September 3-9, 2007 Myanmar's first international weekly © Volume 20, No. 382

Property market continues to recover

By Zaw Htet
Low-cost apartments – like this block in Sanchaung township, Yangon – are proving popular with buyers in a resurgent market.

YANGON’S property market, which recently began recovering from a 20-month setback that had lasted since late 2005, has seen another sharp increase in both sales and rentals in August, according to several real estate agents.

While the market appears to have reinvigorated itself, prices remain stagnant.
“We have been busier with customers since early August,” said U Than Oo, managing director of Mundine Real Estate company, who can rarely be found at his office now.

“From dawn to dusk there are customers calling and coming into our office to search for the most suitable home,” U Than Oo said.

Such comments were rare in the slump that began in November 2005 when the government announced that it would be relocating to Nay Pyi Taw. Almost overnight Yangon’s real estate went into a prolonged freeze as investors became reluctant to put money into the market.

The slump appears to have ended in an indirect manner: A significant increase in the price of used cars – brought about by the government quashing rumours that older cars would be banned from Yangon’s streets – left many people who had invested heavily in used cars with unexpectedly large money reserves to reinvest.

And many of these chose the property market to spend their cash.

U Than Oo said that the change in used car prices was a great contribution to the resurgence of property market.

“It relieved us from a very difficult period. There had been no big changes in the market since 2005,” he said, adding that the used car market has now gone as far as it can.

“Car prices have skyrocketed, leaving no potential to make profit from selling them.
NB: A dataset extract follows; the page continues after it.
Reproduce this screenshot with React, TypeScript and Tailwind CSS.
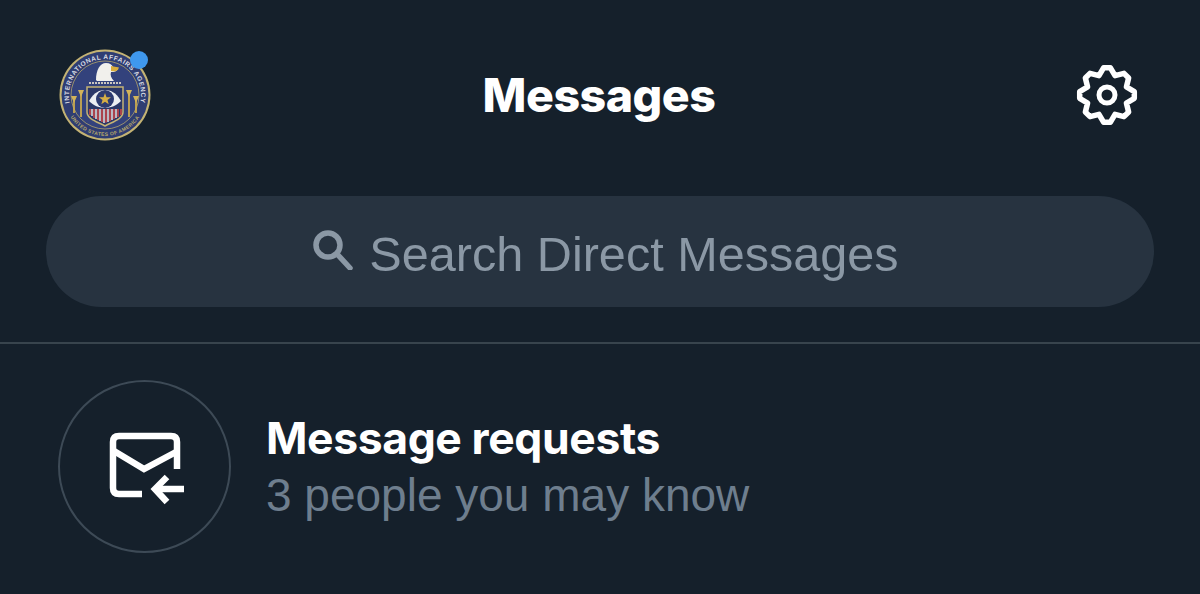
import React from 'react';

// eight-toothed gear outline, centred on 32,32: two corners per tooth, one valley between teeth
const gearPoints = Array.from({ length: 8 }, (_, i) => {
  const base = (i * Math.PI) / 4 - Math.PI / 2;
  const spots: [number, number][] = [
    [base - 0.12, 27.5],
    [base + 0.12, 27.5],
    [base + Math.PI / 8, 21],
  ];
  return spots.map(([a, r]) => `${(32 + r * Math.cos(a)).toFixed(2)},${(32 + r * Math.sin(a)).toFixed(2)}`).join(' ');
}).join(' ');

function Seal() {
  return (
    <svg viewBox="0 0 92 92" className="w-[92px] h-[92px]">
      <defs>
        <path id="sealTop" d="M 14.8 64 A 36 36 0 1 1 77.2 64" />
        <path id="sealBottom" d="M 7.5 60 A 41 41 0 0 0 84.5 60" />
      </defs>
      <circle cx="46" cy="46" r="45.5" fill="#c4b374" />
      <circle cx="46" cy="46" r="43.5" fill="#2f3d72" />
      <circle cx="46" cy="46" r="34" fill="#33427c" stroke="#b3a56d" strokeWidth="0.8" />
      <text fontSize="6.6" fontWeight="700" fill="#d9dbe2" fontFamily="'Liberation Sans', sans-serif">
        <textPath href="#sealTop" startOffset="50%" textAnchor="middle" letterSpacing="0.55">
          INTERNATIONAL AFFAIRS AGENCY
        </textPath>
      </text>
      <text fontSize="5" fontWeight="700" fill="#b9a96a" fontFamily="'Liberation Sans', sans-serif">
        <textPath href="#sealBottom" startOffset="50%" textAnchor="middle" letterSpacing="0.4">
          UNITED STATES OF AMERICA
        </textPath>
      </text>
      {/* eagle */}
      <path d="M37 31 C37 21 41 14 47 14 C51 14 53 16 54 18 L59 19 C58 23 55 23 52 23 C51 26 52 29 55 32 L38 32 Z" fill="#f1f0ec" />
      <path d="M52 17 L60 18.5 C59 22 56 23 52 22 Z" fill="#d8ac3c" />
      {/* perch */}
      <path d="M30 34 H62" stroke="#c9c5c0" strokeWidth="2" strokeDasharray="2 1" />
      {/* shield */}
      <path d="M28 38 H64 V63 C64 70 53 73 46 77 C39 73 28 70 28 63 Z" fill="#2b3768" stroke="#c4b374" strokeWidth="1.5" />
      <path d="M30 52 C35 43 41 41 46 41 C51 41 57 43 62 52 C57 57 51 59 46 59 C41 59 35 57 30 52 Z" fill="#eceef2" />
      <circle cx="46" cy="50" r="9" fill="#2d3a70" />
      <path d="M46 44 L47.5 48.2 L52 48.3 L48.5 51 L49.7 55.3 L46 52.8 L42.3 55.3 L43.5 51 L40 48.3 L44.5 48.2 Z" fill="#d6ae45" />
      <path d="M31 60 V66 M35 60 V69 M39 60 V71 M43 60 V73 M47 60 V73.5 M51 60 V72 M55 60 V70 M59 60 V68 M62 60 V66" stroke="#b8454a" strokeWidth="1.8" />
      <path d="M33 60 V67 M37 60 V70 M41 60 V72 M45 60 V74 M49 60 V73 M53 60 V71 M57 60 V69" stroke="#e9e4e0" strokeWidth="1.5" />
      {/* arrows either side */}
      <path d="M22 42 V68 M70 42 V68 M15 48 V64 M77 48 V64" stroke="#c9a94f" strokeWidth="1.8" />
      <path d="M19 41 H25 L22 48 Z M67 41 H73 L70 48 Z M12 47 H18 L15 54 Z M74 47 H80 L77 54 Z" fill="#d2b35a" />
    </svg>
  );
}

export default function App() {
  return (
    <div className="w-[1200px] h-[594px] overflow-hidden bg-[#15202b] text-white font-['Liberation_Sans',sans-serif]">
      {/* Header */}
      <div className="h-[190px] pl-[59px] pr-[61px] flex items-center justify-between">
        <div className="relative w-[92px] h-[92px]">
          <Seal />
          <span className="absolute left-[71px] top-[2px] w-[18px] h-[18px] rounded-full bg-[#3f98ee]"></span>
        </div>
        <h1 className="font-['Inter',sans-serif] font-extrabold text-[46.5px] leading-none tracking-[-0.5px]">Messages</h1>
        <div className="w-[92px] flex justify-end">
          <svg viewBox="0 0 64 64" className="w-[64px] h-[64px]" fill="none" stroke="#ffffff">
            <polygon points={gearPoints} strokeWidth="5.5" strokeLinejoin="round" />
            <circle cx="32" cy="32" r="8" strokeWidth="5" />
          </svg>
        </div>
      </div>

      {/* Search */}
      <div className="px-[46px] pt-[6px]">
        <div className="h-[111px] rounded-full bg-[#273340] flex items-center justify-center gap-[16px] pl-[12px]">
          <svg viewBox="0 0 40 40" className="w-[40px] h-[40px] -mt-[4px]" fill="none" stroke="#8b98a5" strokeWidth="5.5">
            <circle cx="15" cy="15" r="12" />
            <path d="M24 24 L37 38" strokeLinecap="round" />
          </svg>
          <span className="mt-[5px] text-[48.6px] leading-none text-[#8b98a5]">Search Direct Messages</span>
        </div>
      </div>

      {/* Divider */}
      <div className="mt-[35px] h-[2px] bg-[#38444d]"></div>

      {/* Message requests */}
      <div className="mt-[36px] pl-[58px] flex items-center gap-[35px]">
        <div className="w-[173px] h-[173px] rounded-full border-2 border-[#3d4a56] flex items-center justify-center">
          <svg viewBox="100 425 90 85" className="w-[90px] h-[85px]" fill="none" stroke="#ffffff" strokeWidth="6.5">
            <path d="M177 470 V443 Q177 437 171 437 H119 Q113 437 113 443 V489 Q113 495 119 495 H142" />
            <path d="M114 452 L144 470 L176 453" />
            <path d="M184 490 H156" />
            <path d="M167 478 L155 490 L167 503" />
          </svg>
        </div>
        <div className="flex flex-col">
          <span className="font-['Inter',sans-serif] font-bold text-[44.5px] leading-[57px] tracking-[-0.4px]">Message requests</span>
          <span className="text-[46px] leading-[57px] text-[#6e7e8e]">3 people you may know</span>
        </div>
      </div>
    </div>
  );
}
People are moving out of that market and investing more in property,” he said.

More proof of the market’s resurgence, U Than Oo said, was the activity during Buddhist Lent and rainy season, which are usually quiet times.
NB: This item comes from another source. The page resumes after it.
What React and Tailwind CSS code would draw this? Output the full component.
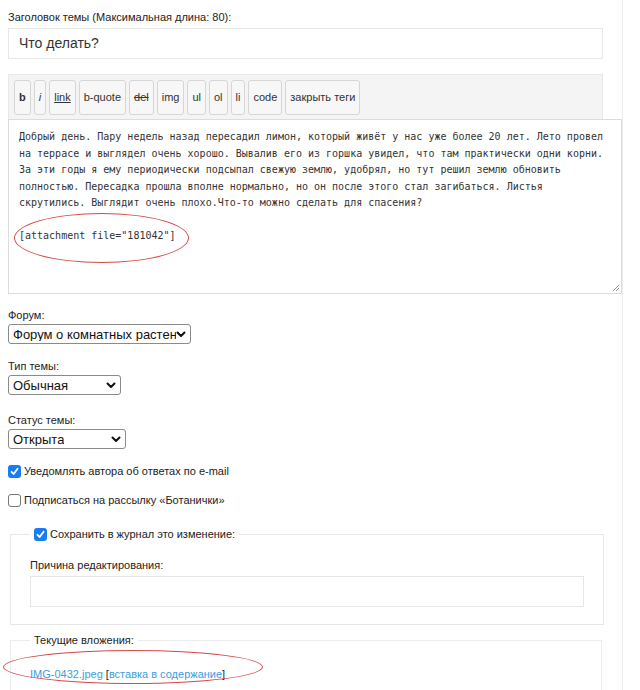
import React from 'react';

const sans = { fontFamily: '"Liberation Sans", Arial, sans-serif' };
const mono = { fontFamily: '"DejaVu Sans Mono", monospace' };

const tags = [
  { label: 'b', cls: 'font-bold' },
  { label: 'i', cls: 'italic' },
  { label: 'link', cls: 'underline' },
  { label: 'b-quote', cls: '' },
  { label: 'del', cls: 'line-through' },
  { label: 'img', cls: '' },
  { label: 'ul', cls: '' },
  { label: 'ol', cls: '' },
  { label: 'li', cls: '' },
  { label: 'code', cls: '' },
  { label: 'закрыть теги', cls: '' },
];

const lines = [
  'Добрый день. Пару недель назад пересадил лимон, который живёт у нас уже более 20 лет. Лето провел',
  'на террасе и выглядел очень хорошо. Вывалив его из горшка увидел, что там практически одни корни.',
  'За эти годы я ему периодически подсыпал свежую землю, удобрял, но тут решил землю обновить',
  'полностью. Пересадка прошла вполне нормально, но он после этого стал загибаться. Листья',
  'скрутились. Выглядит очень плохо.Что-то можно сделать для спасения?',
];

function Chevron() {
  return (
    <svg width="10" height="7" viewBox="0 0 10 7" className="shrink-0">
      <path d="M1.5 1.5 L5 5 L8.5 1.5" fill="none" stroke="#111" strokeWidth="2" strokeLinecap="round" strokeLinejoin="round" />
    </svg>
  );
}

function FakeSelect({ value, width }) {
  return (
    <div
      className={`flex h-[20px] items-center justify-between rounded-[3px] border border-[#8a8a8a] bg-white pl-[4px] pr-[4px] text-[13px] leading-none text-[#111] ${width}`}
    >
      <span className="overflow-hidden whitespace-nowrap">{value}</span>
      <Chevron />
    </div>
  );
}

function Checkbox({ checked }) {
  if (checked) {
    return (
      <span className="flex h-[13px] w-[13px] shrink-0 items-center justify-center rounded-[3px] bg-[#1a7cf2]">
        <svg width="9" height="9" viewBox="0 0 9 9">
          <path d="M1.5 4.8 L3.6 7 L7.6 1.8" fill="none" stroke="#fff" strokeWidth="1.8" strokeLinecap="round" strokeLinejoin="round" />
        </svg>
      </span>
    );
  }
  return <span className="h-[13px] w-[13px] shrink-0 rounded-[3px] border border-[#767676] bg-white" />;
}

export default function App() {
  return (
    <div className="min-h-[690px] w-[623px] border-r border-[#ececec] bg-white pl-[8px] text-[#222]" style={sans}>
      {/* Title */}
      <div className="pt-[10px] text-[11px] leading-[14px]">Заголовок темы (Максимальная длина: 80):</div>
      <div className="mt-[4px] flex h-[31px] w-[595px] items-center border border-[#e6e6e6] pl-[10px] text-[14px] text-[#333]">
        Что делать?
      </div>

      {/* Toolbar */}
      <div className="mt-[15px] flex w-[595px] gap-[3px] border border-b-0 border-[#e8e8e8] bg-[#f4f4f4] px-[5px] pt-[5px] pb-[4px]">
        {tags.map((t) => (
          <div
            key={t.label}
            className={`flex h-[35px] items-center rounded-[3px] border border-[#d6d6d6] bg-[#f7f7f7] px-[4px] text-[11px] text-[#333] ${t.cls}`}
          >
            {t.label}
          </div>
        ))}
      </div>

      {/* Textarea */}
      <div className="relative h-[175px] w-[614px] border border-[#dcdcdc] pl-[10px] pt-[9px] text-[10px] leading-[16.5px] text-[#333]" style={mono}>
        {lines.map((l) => (
          <div key={l} className="whitespace-pre">{l}</div>
        ))}
        <div className="h-[16.5px]" />
        <div className="whitespace-pre">[attachment file="181042"]</div>
        <div className="absolute left-[5px] top-[93px] h-[50px] w-[175px] rounded-[50%] border border-[#d44a4a]" />
        <svg className="absolute bottom-[1px] right-[1px]" width="8" height="8" viewBox="0 0 8 8">
          <path d="M1 7 L7 1 M4 7 L7 4" stroke="#999" strokeWidth="1" />
        </svg>
      </div>

      {/* Selects */}
      <div className="mt-[14px] text-[11px] leading-[14px]">Форум:</div>
      <div className="mt-[2px]">
        <FakeSelect value="Форум о комнатных растениях" width="w-[183px]" />
      </div>

      <div className="mt-[15px] text-[11px] leading-[14px]">Тип темы:</div>
      <div className="mt-[2px]">
        <FakeSelect value="Обычная" width="w-[113px]" />
      </div>

      <div className="mt-[18px] text-[11px] leading-[14px]">Статус темы:</div>
      <div className="mt-[2px]">
        <FakeSelect value="Открыта" width="w-[118px]" />
      </div>

      {/* Checkboxes */}
      <div className="mt-[15px] flex items-center gap-[3px] text-[11px] leading-[14px]">
        <Checkbox checked />
        <span>Уведомлять автора об ответах по e-mail</span>
      </div>
      <div className="mt-[15px] flex items-center gap-[3px] text-[11px] leading-[14px]">
        <Checkbox />
        <span>Подписаться на рассылку «Ботанички»</span>
      </div>

      {/* Edit log */}
      <fieldset className="ml-[2px] mt-[20px] w-[592px] border border-[#e6e6e6] px-[19px] pb-[17px]">
        <legend className="px-[4px]">
          <div className="flex items-center gap-[3px] text-[11px] leading-[14px]">
            <Checkbox checked />
            <span>Сохранить в журнал это изменение:</span>
          </div>
        </legend>
        <div className="mt-[17px] text-[11px] leading-[14px]">Причина редактирования:</div>
        <div className="mt-[4px] h-[31px] w-[554px] border border-[#e6e6e6]" />
      </fieldset>

      {/* Attachments */}
      <fieldset className="relative ml-[2px] mt-[8px] h-[60px] w-[592px] border border-b-0 border-[#ececec] px-[19px]">
        <legend className="px-[4px] text-[11px] leading-[14px]">Текущие вложения:</legend>
        <div className="mt-[20px] text-[11px] leading-[14px]">
          <span className="text-[#3b9de0]">IMG-0432.jpeg</span> [<span className="text-[#3b9de0]">вставка в содержание</span>]
        </div>
        <div className="absolute left-[-8px] top-[3px] h-[34px] w-[260px] rounded-[50%] border border-[#d44a4a]" />
      </fieldset>
    </div>
  );
}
“Market demand just has not stopped this time,” he said.

He said commercial properties have played a key role in the continued demand during monsoon.
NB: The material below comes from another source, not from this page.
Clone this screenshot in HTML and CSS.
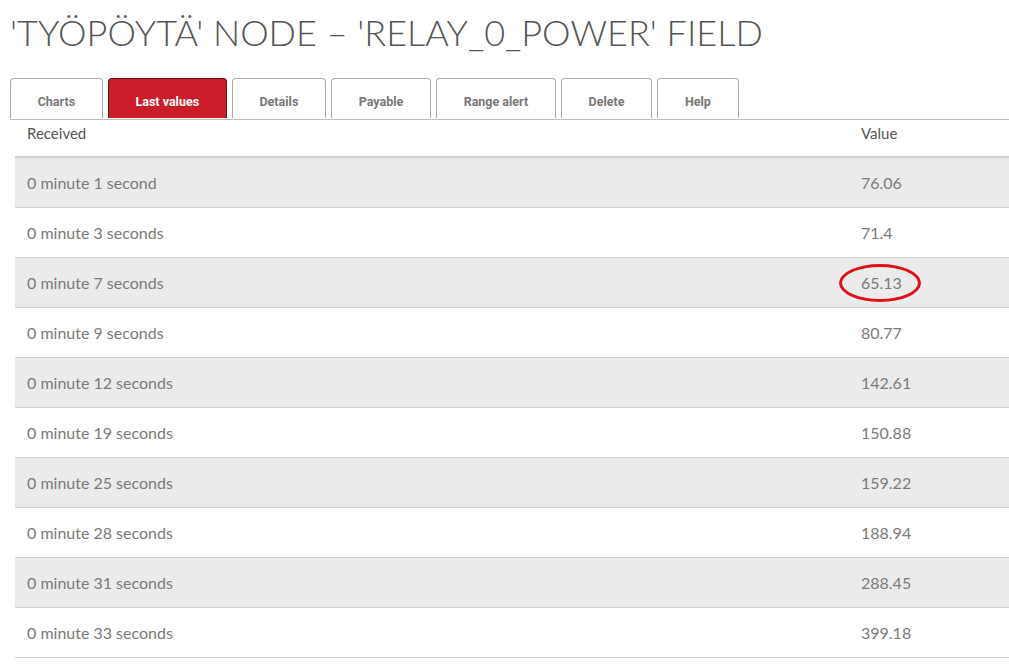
FILE: index.html
```html
<!DOCTYPE html>
<html lang="en">
<head>
  <meta charset="UTF-8">
  <title>Last values</title>
  <link rel="stylesheet" href="styles.css">
</head>
<body>
  <h1 class="pageTitle">'Työpöytä' node – 'relay_0_power' field</h1>

  <div class="tabs">
    <div class="tab">Charts</div>
    <div class="tab active">Last values</div>
    <div class="tab">Details</div>
    <div class="tab">Payable</div>
    <div class="tab">Range alert</div>
    <div class="tab">Delete</div>
    <div class="tab">Help</div>
  </div>

  <table class="values">
    <thead>
      <tr><th>Received</th><th class="valCol">Value</th></tr>
    </thead>
    <tbody>
      <tr><td>0 minute 1 second</td><td>76.06</td></tr>
      <tr><td>0 minute 3 seconds</td><td>71.4</td></tr>
      <tr><td>0 minute 7 seconds</td><td><span class="circled">65.13</span></td></tr>
      <tr><td>0 minute 9 seconds</td><td>80.77</td></tr>
      <tr><td>0 minute 12 seconds</td><td>142.61</td></tr>
      <tr><td>0 minute 19 seconds</td><td>150.88</td></tr>
      <tr><td>0 minute 25 seconds</td><td>159.22</td></tr>
      <tr><td>0 minute 28 seconds</td><td>188.94</td></tr>
      <tr><td>0 minute 31 seconds</td><td>288.45</td></tr>
      <tr><td>0 minute 33 seconds</td><td>399.18</td></tr>
    </tbody>
  </table>
</body>
</html>
```

FILE: styles.css
```css
body {
  margin: 0;
  padding: 0 0 0 10px;
  font-family: 'Lato', 'Open Sans', sans-serif;
  background: #ffffff;
  color: #666;
}

.pageTitle {
  margin: 12px 0 0 0;
  height: 40px;
  line-height: 40px;
  font-size: 36px;
  font-weight: 300;
  text-transform: uppercase;
  color: #555;
  letter-spacing: 0;
}

.tabs {
  display: flex;
  gap: 5px;
  margin-top: 26px;
  border-bottom: 1px solid #bdbdbd;
  height: 41px;
}

.tab {
  display: flex;
  align-items: center;
  justify-content: center;
  height: 40px;
  box-sizing: border-box;
  padding: 6px 26.7px 0 26.7px;
  border: 1px solid #aaa;
  border-bottom: none;
  border-radius: 4px 4px 0 0;
  font-family: 'Roboto', sans-serif;
  font-weight: bold;
  font-size: 12.5px;
  color: #777;
  background: #fff;
}

.tab.active {
  background: #cc1d2b;
  color: #fff;
  border-color: #5a1a1a;
}

.values {
  margin-left: 5px;
  width: calc(100% - 5px);
  border-collapse: collapse;
}

.values th {
  text-align: left;
  font-weight: normal;
  font-size: 15px;
  color: #555;
  height: 32px;
  padding: 4px 12px 0 12px;
  vertical-align: top;
  border-bottom: 2px solid #cfcfcf;
}

.values th.valCol {
  width: 136px;
}

.values td {
  height: 49px;
  padding: 0 12px;
  font-size: 16px;
  color: #7a7a7a;
  border-bottom: 1px solid #cfcfcf;
}

.values tbody tr:nth-child(odd) td {
  background: #ebebeb;
}

.circled {
  position: relative;
}

.circled::after {
  content: '';
  position: absolute;
  left: -22px;
  top: -9px;
  width: 76px;
  height: 32px;
  border: 3px solid #e0101a;
  border-radius: 50%;
}
```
“People buy or hire commercial properties year-round without considering Lent or rainy season, so that demand has certainly been a market foundation,” U Than Oo said.

U Phyo Zaw Nyunt, managing director of Olympic Real Estate, agreed.
“Though it is Lent now, we keep receiving more and more customers in our office every day,” he said.

He also said that both residential and commercial properties are now being sought.

“Even if people don’t want to shift house during Lent, they buy new houses and decorate them to move into after Lent,” U Phyo Zaw Nyunt said.

However, both agents said that the increase in demands had not affected prices.

“At first, prices moved slightly up but since June they’ve held,” U Phyo Zaw Nyunt said.

U Than Oo said that stable prices have helped to attract customers to invest in property.

“The market is not fluctuating that much so people consider it to be a reliable investment,” he said.

Another real estate agent, U Aung Ko Win, said that the market resurgence is mainly limited to low- and middle-priced properties.

“The most sought-after properties in the market are usually low priced,” said U Aung Ko Win, a marketing manager with Unity Real Estate Company.

He added that the apartments priced between K6 million and K10 million, and houses priced between K20 and K50 million, show the highest demand.

“Though people have shown more interest in real estate, they are still reluctant to spend too much money on one property,” he said, pointing to potential market fluctuations as a reason why.

According to real estate agents, the most sought-after locations in Yangon include Bahan, Yankin, Mayangone and Sanchaung townships, and downtown.
Agents predicted that demand for high-priced properties would also increase by the end of the year.

“Even now, some high-priced properties are being sold. If this demand continues, upmarket properties will soon be sought-after too,” U Than Oo predicted.

He also said that the new housing projects in Yangon that are approaching completion will also stimulate the market.

“If there are more supplies in the market, prices will probably go down, which will encourage more people to invest,” he said.

In fact, Yangon has not seen a large number of new properties on the market as only medium-sized properties have been developed since early last year when the income-sharing laws were altered, in the government’s favour.

The Department of Human Settlement and Housing Development (DHSHD) changed the income-sharing system for joint ventures between government ministries and private developers from 20:80 in the developers’ favour to 50:50.
Under the new scheme, developers deliberately delayed big projects to avoid losing money.

But earlier this year, the DHSHD warned developers that delayed projects would be seized by the government.

The initiative proved successful and many projects almost immediately moved forward; some are expected to be finished by the end of the year.

U Than Oo said developers would also enjoy the market’s revival.

“Increased demand will enable them to sell their houses and apartments in a shorter period,” he said.

“Both the developers and customers would benefit from this.”